In an 1882 letter to his brother, Van Gogh wrote of his drawing: “It seems to me that a painter has a duty to try to put an idea into his work. I was trying to say in this print…, that it seems to me that one of the strongest pieces of evidence for the existence of ‘something on high…,’ namely in the existence of a God and an eternity, is the moving quality… in the expression of an old man like that, without his being aware of it perhaps, as he sits so quietly in the corner of his hearth. (There is) something precious, something noble (in such a man), that can’t be meant for the worms… This is far from all theology– simply the fact that the poorest woodcutter, farmer, or miner can have moments of emotion and mood that give him a sense of an eternal home that he is close to.”

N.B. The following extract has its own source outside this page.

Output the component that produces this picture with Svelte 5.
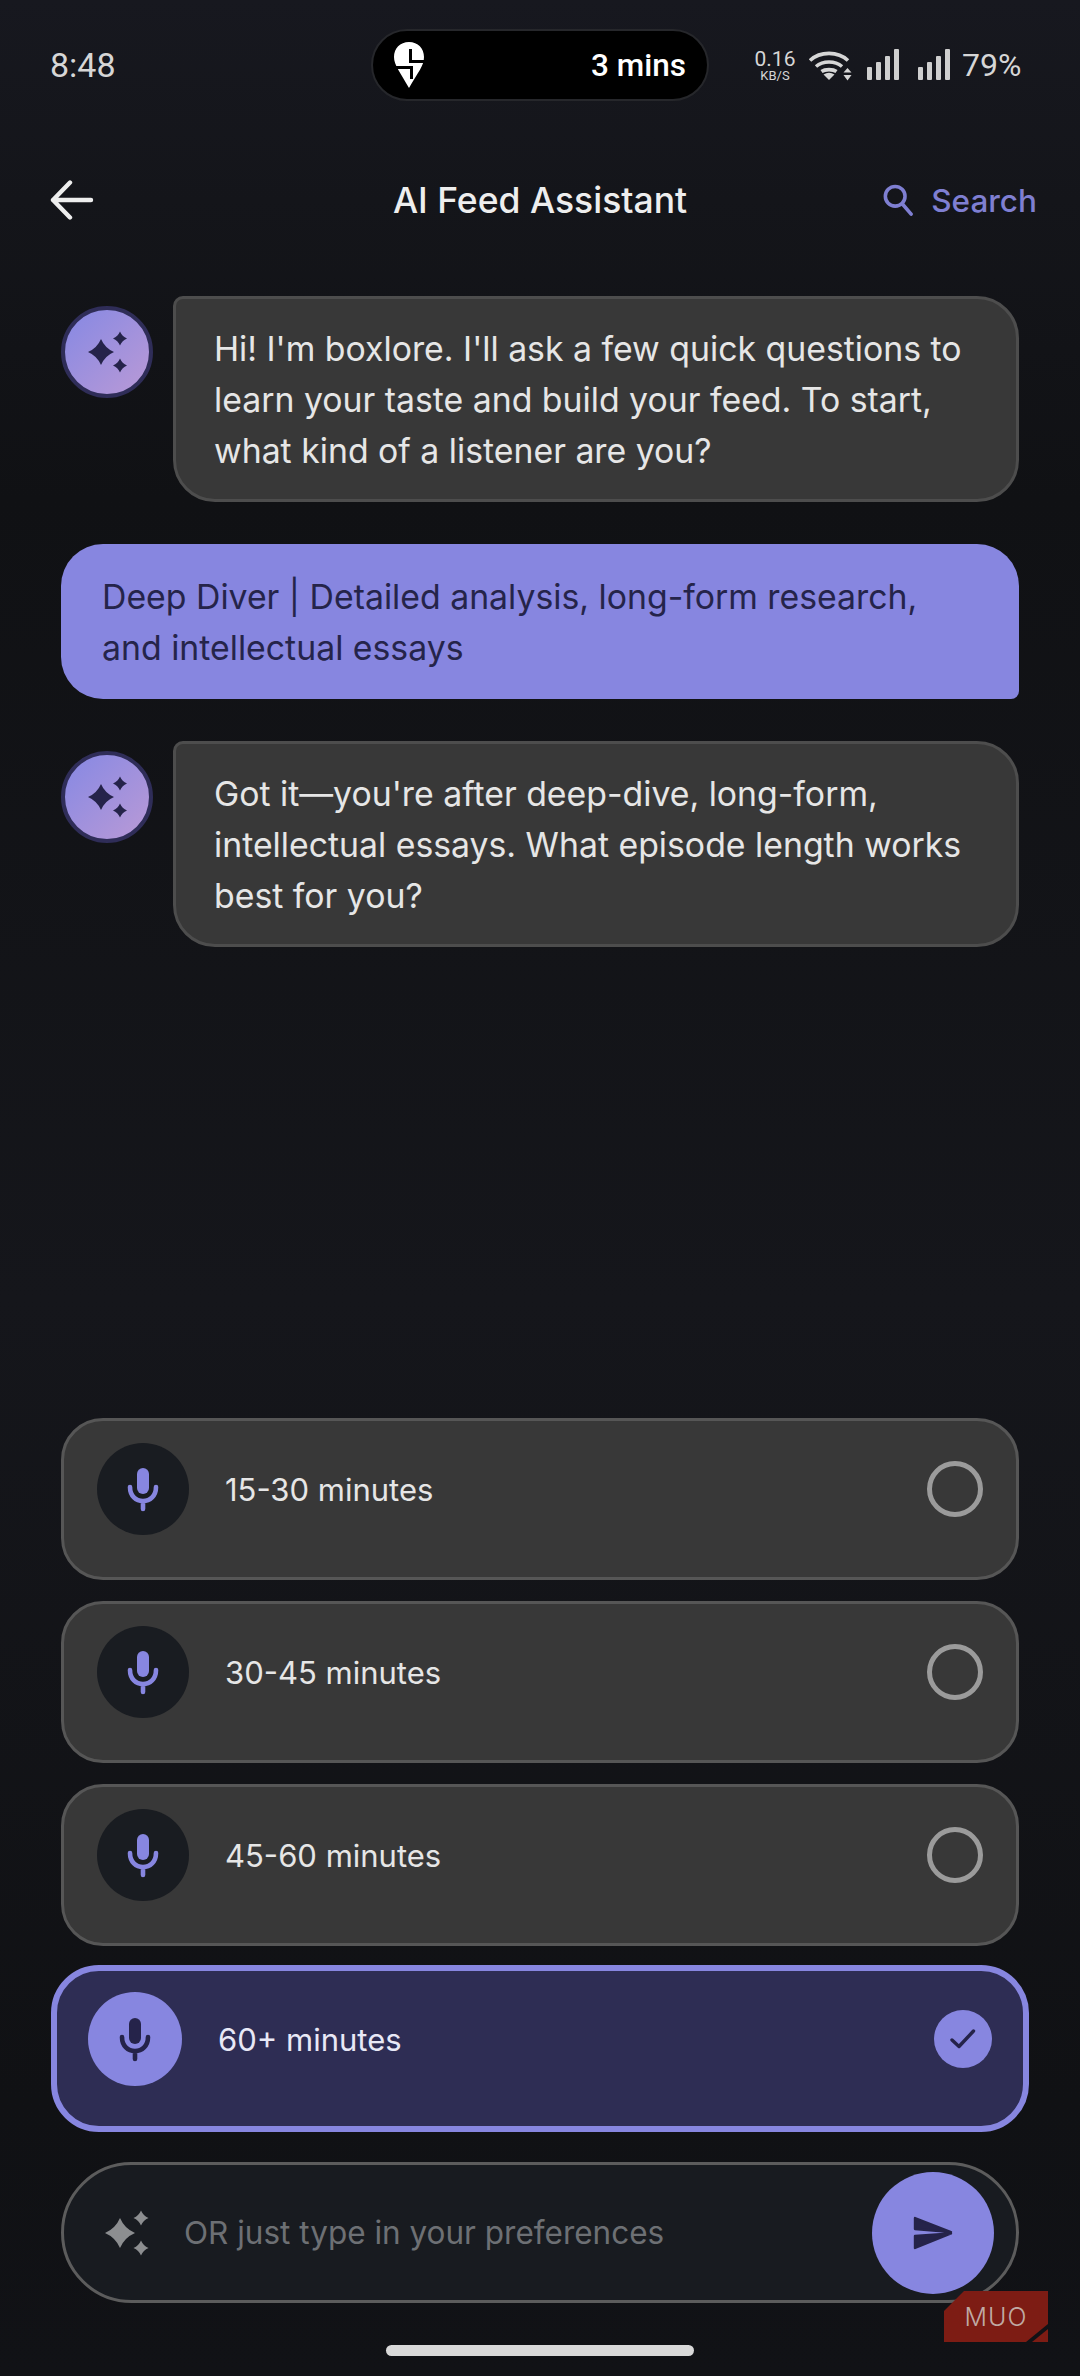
<script>
  const options = ["15-30 minutes", "30-45 minutes", "45-60 minutes", "60+ minutes"];
  let selected = $state(3);

  // four point star, r is the tip distance
  function star(cx, cy, r) {
    const k = r * 0.3;
    return `M${cx} ${cy - r}Q${cx + k} ${cy - k} ${cx + r} ${cy}Q${cx + k} ${cy + k} ${cx} ${cy + r}Q${cx - k} ${cy + k} ${cx - r} ${cy}Q${cx - k} ${cy - k} ${cx} ${cy - r}Z`;
  }
</script>

{#snippet mic()}
  <svg class="mic" viewBox="0 0 48 48" fill="none" stroke="currentColor">
    <rect x="18" y="3" width="12" height="26" rx="6" fill="currentColor" stroke="none" />
    <path d="M11 22C11 31 17 36 24 36S37 31 37 22M24 36V44" stroke-width="4.6" stroke-linecap="round" />
  </svg>
{/snippet}

{#snippet sparkle(size, big)}
  <svg width={size} height={size} viewBox="0 0 60 60" fill="currentColor">
    <path d={star(big, 30, big - 7)} />
    <path d={star(big + 21, 15, 7.5)} />
    <path d={star(big + 21, 45, 7.5)} />
  </svg>
{/snippet}

{#snippet avatar()}
  <div class="avatar">
    <svg width="84" height="84" viewBox="0 0 84 84" fill="#25234a">
      <path d={star(36, 42, 13)} />
      <path d={star(55, 28.5, 7)} />
      <path d={star(55, 55.5, 7)} />
    </svg>
  </div>
{/snippet}

<main class="page">
  <div class="status">
    <span class="time">8:48</span>
    <div class="pill">
      <svg width="32" height="48" viewBox="0 0 32 48">
        <path d="M16 1C7 1 1 7.500 1 16C1 24 7 31 16 47C25 31 31 25 31 16C31 7.500 25 1 16 1Z" fill="#fff" />
        <path d="M17.500 8V20.500H31M0 26.500H18.500V38" fill="none" stroke="#000" stroke-width="3" />
      </svg>
      <span class="eta">3 mins</span>
    </div>
    <div class="net">
      <div class="speed"><span>0.16</span><small>KB/S</small></div>
      <svg class="wifi" width="44" height="32" viewBox="0 0 44 32" fill="none" stroke="#d6d6d6" stroke-width="3.600">
        <path d="M1 11.500C11 2 29 2 39 11.500M7 17.500C14 11.500 26 11.500 33 17.500M12.500 22.500C16 20 24 20 27.500 22.500" />
        <path d="M14.500 25.500L20 31L25.500 25.500Q20 22 14.500 25.500Z" fill="#d6d6d6" stroke="none" />
        <path d="M38.500 19L42.500 23.500H34.500ZM38.500 31.500L42.500 26H34.500Z" fill="#d6d6d6" stroke="none" />
      </svg>
      <svg class="bars" width="32" height="32" viewBox="0 0 32 32" fill="#cfcfcf">
        <rect x="0" y="18" width="5" height="13" rx="1" /><rect x="9" y="13" width="5" height="18" rx="1" />
        <rect x="18" y="7" width="5" height="24" rx="1" /><rect x="27" y="0" width="5" height="31" rx="1" />
      </svg>
      <svg class="bars" width="32" height="32" viewBox="0 0 32 32" fill="#cfcfcf">
        <rect x="0" y="18" width="5" height="13" rx="1" /><rect x="9" y="13" width="5" height="18" rx="1" />
        <rect x="18" y="7" width="5" height="24" rx="1" /><rect x="27" y="0" width="5" height="31" rx="1" />
      </svg>
      <span class="batt">79%</span>
    </div>
  </div>

  <header class="nav">
    <svg width="44" height="40" viewBox="0 0 44 40" fill="none" stroke="#eee" stroke-width="4.400" stroke-linecap="round" stroke-linejoin="round">
      <path d="M20 2.500L3 20L20 37.500M3 20H41" />
    </svg>
    <h1>AI Feed Assistant</h1>
    <div class="search">
      <svg width="30" height="32" viewBox="0 0 32 34" fill="none" stroke="currentColor" stroke-width="3.800" stroke-linecap="round">
        <circle cx="13" cy="13" r="10.500" /><path d="M20.500 21L30 32" />
      </svg>
      <span>Search</span>
    </div>
  </header>

  <section class="chat">
    <div class="bot">
      {@render avatar()}
      <p class="bubble">Hi! I'm boxlore. I'll ask a few quick questions to learn your taste and build your feed. To start, what kind of a listener are you?</p>
    </div>
    <p class="user">Deep Diver | Detailed analysis, long-form research, and intellectual essays</p>
    <div class="bot">
      {@render avatar()}
      <p class="bubble">Got it—you're after deep-dive, long-form, intellectual essays. What episode length works best for you?</p>
    </div>
  </section>

  <section class="options">
    {#each options as label, i}
      <button class="opt" class:on={selected === i} onclick={() => (selected = i)}>
        <span class="micwrap">{@render mic()}</span>
        <span class="label">{label}</span>
        {#if selected === i}
          <span class="tick">
            <svg width="30" height="30" viewBox="0 0 30 30" fill="none" stroke="#25234a" stroke-width="3.400" stroke-linecap="round" stroke-linejoin="round">
              <path d="M4 16L11 22.500L25.500 7" />
            </svg>
          </span>
        {:else}
          <span class="radio"></span>
        {/if}
      </button>
    {/each}
  </section>

  <div class="inputbar">
    <span class="inicon">{@render sparkle(60, 22)}</span>
    <span class="placeholder">OR just type in your preferences</span>
    <button class="send" aria-label="Send">
      <svg width="40" height="34" viewBox="0 0 40 34" fill="#25234a" stroke="#25234a" stroke-width="2.400" stroke-linejoin="round">
        <path d="M2 2L38 16L2 13ZM2 20L38 17.500L2 32Z" />
      </svg>
    </button>
  </div>

  <div class="home"></div>

  <div class="badge"><span>MUO</span></div>
</main>

<style>
  :global(body) {
    margin: 0;
    background: #111216;
  }

  .page {
    position: relative;
    width: 1080px;
    height: 2376px;
    display: flex;
    flex-direction: column;
    overflow: hidden;
    box-sizing: border-box;
    background: linear-gradient(180deg, #17181f 0, #14151a 200px, #101114 500px, #15161b 1300px, #101114 2100px, #111216 100%);
    font-family: Inter, "Noto Sans", sans-serif;
    color: #e6e6e6;
  }

  /* status bar */
  .status {
    height: 72px;
    margin-top: 29px;
    padding-left: 50px;
    display: flex;
    align-items: center;
    font-family: Roboto, sans-serif;
    color: #d6d6d6;
  }

  .time {
    width: 321px;
    font-size: 34px;
  }

  .pill {
    width: 338px;
    height: 72px;
    box-sizing: border-box;
    border: 2px solid #26272b;
    border-radius: 36px;
    background: #000;
    display: flex;
    align-items: center;
    justify-content: space-between;
    padding: 0 21px 0 20px;
  }

  .eta {
    font-size: 31.500px;
    font-weight: 500;
    color: #fff;
  }

  .net {
    margin-left: 44px;
    display: flex;
    align-items: center;
  }

  .speed {
    display: flex;
    flex-direction: column;
    align-items: center;
    width: 44px;
    line-height: 1;
    font-size: 21px;
    margin-right: 12px;
  }

  .speed small {
    font-size: 13px;
    margin-top: -1px;
  }

  .wifi {
    margin-right: 14px;
  }

  .bars {
    margin-right: 19px;
  }

  .bars + .batt {
    margin-left: -7px;
  }

  .batt {
    font-size: 32px;
  }

  /* nav */
  .nav {
    position: relative;
    height: 64px;
    margin-top: 67px;
    padding: 0 43px 0 50px;
    display: flex;
    align-items: center;
    justify-content: space-between;
  }

  .nav h1 {
    position: absolute;
    left: 0;
    right: 0;
    margin: 0;
    text-align: center;
    font-size: 35.500px;
    font-weight: 500;
    color: #eee;
    pointer-events: none;
  }

  .search {
    display: flex;
    align-items: center;
    gap: 18px;
    color: #7f7fd2;
    font-size: 31.500px;
    font-weight: 500;
  }

  /* chat */
  .chat {
    margin-top: 64px;
    padding: 0 61px;
    display: flex;
    flex-direction: column;
    gap: 42px;
  }

  .bot {
    display: flex;
    align-items: flex-start;
    gap: 20px;
  }

  .avatar {
    width: 92px;
    height: 92px;
    margin-top: 10px;
    flex: none;
    box-sizing: border-box;
    border: 4px solid #2f2d58;
    border-radius: 50%;
    background: linear-gradient(135deg, #8b8ae2 10%, #b297d8 85%);
    display: flex;
    align-items: center;
    justify-content: center;
  }

  .bubble {
    flex: 1;
    margin: 0;
    padding: 24px 40px 23px 38px;
    border: 3px solid #4d4d4d;
    border-radius: 10px 42px 42px 42px;
    background: #383838;
    font-size: 33.800px;
    line-height: 51px;
    box-sizing: border-box;
    height: 206px;
  }

  .user {
    margin: 0;
    height: 155px;
    box-sizing: border-box;
    padding: 27px 80px 25px 41px;
    border-radius: 42px 42px 8px 42px;
    background: #8786e0;
    color: #25244a;
    font-size: 33.800px;
    line-height: 51px;
  }

  /* options */
  .options {
    margin-top: 471px;
    padding: 0 61px;
    display: flex;
    flex-direction: column;
    gap: 21px;
  }

  .opt {
    position: relative;
    height: 162px;
    box-sizing: border-box;
    border: 3px solid #565656;
    border-radius: 42px;
    background: #383838;
    padding: 23px 33px 43px;
    display: flex;
    align-items: center;
    font: inherit;
    color: #e6e6e6;
    text-align: left;
    cursor: pointer;
  }

  .opt.on {
    height: 167px;
    margin: -2px -10px -3px;
    border: 6px solid #8786e0;
    border-radius: 48px;
    background: #2e2d54;
    color: #e8e8f6;
    padding: 21px 31px 40px;
  }

  .micwrap {
    width: 92px;
    height: 92px;
    flex: none;
    border-radius: 50%;
    background: #191c21;
    color: #8786e0;
    display: flex;
    align-items: center;
    justify-content: center;
  }

  .on .micwrap {
    width: 94px;
    height: 94px;
    background: #8786e0;
    color: #25234a;
  }

  .mic {
    width: 48px;
    height: 48px;
  }

  .label {
    flex: 1;
    margin-left: 36px;
    font-size: 31px;
  }

  .radio {
    width: 56px;
    height: 56px;
    box-sizing: border-box;
    border: 5px solid #9b9b9b;
    border-radius: 50%;
  }

  .tick {
    width: 58px;
    height: 58px;
    border-radius: 50%;
    background: #8786e0;
    display: flex;
    align-items: center;
    justify-content: center;
  }

  /* input */
  .inputbar {
    height: 141px;
    margin: 33px 61px 0;
    box-sizing: border-box;
    border: 3px solid #5c5c5c;
    border-radius: 71px;
    background: #181b20;
    padding: 0 22px 0 34px;
    display: flex;
    align-items: center;
  }

  .inicon {
    display: flex;
    color: #8c8e90;
  }

  .placeholder {
    flex: 1;
    margin-left: 26px;
    font-size: 31.500px;
    color: #6d7074;
  }

  .send {
    width: 122px;
    height: 122px;
    padding: 0;
    border: 0;
    border-radius: 50%;
    background: #8786e0;
    display: flex;
    align-items: center;
    justify-content: center;
  }

  .home {
    width: 308px;
    height: 11px;
    margin: 42px auto 0;
    border-radius: 6px;
    background: #d9d9d9;
  }

  /* watermark sits over the input bar corner */
  .badge {
    position: absolute;
    left: 944px;
    top: 2291px;
    width: 104px;
    height: 51px;
    background: #7d1c14;
    clip-path: polygon(20px 0, 100% 0, 100% 100%, 0 100%, 0 20px);
    display: flex;
    align-items: center;
    justify-content: center;
    color: #c0aaa4;
    font-family: Inter, sans-serif;
    font-weight: 300;
    font-size: 25px;
    letter-spacing: 1px;
  }

  .badge::after {
    content: "";
    position: absolute;
    inset: 0;
    background: #111216;
    clip-path: polygon(82px 51px, 104px 33px, 104px 38px, 88px 51px);
  }
</style>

Writing about At Eternity’s Gate in 1990 the American theologian Kathleen Powers Erickson remarked: “Belief in a ‘life beyond the grave’ is central to one of van Gogh’s first accomplished lithographs, At Eternity’s Gate… Done at The Hague in 1882, it depicts an old man seated by a fire, his head buried in his hands. Near the end of his life van Gogh recreated this image in oil, while recuperating in the asylum at St. Rémy. Bent over with his fists clenched against a face hidden in utter frustration, the subject appears engulfed in grief. Certainly, the work would convey an image of total despair had it not been for the English title van Gogh gave it, At Eternity’s Gate. It demonstrates that even in his deepest moments of sorrow and pain, van Gogh clung to a faith in God and eternity, which he tried to express in his work…” (see meditation #43)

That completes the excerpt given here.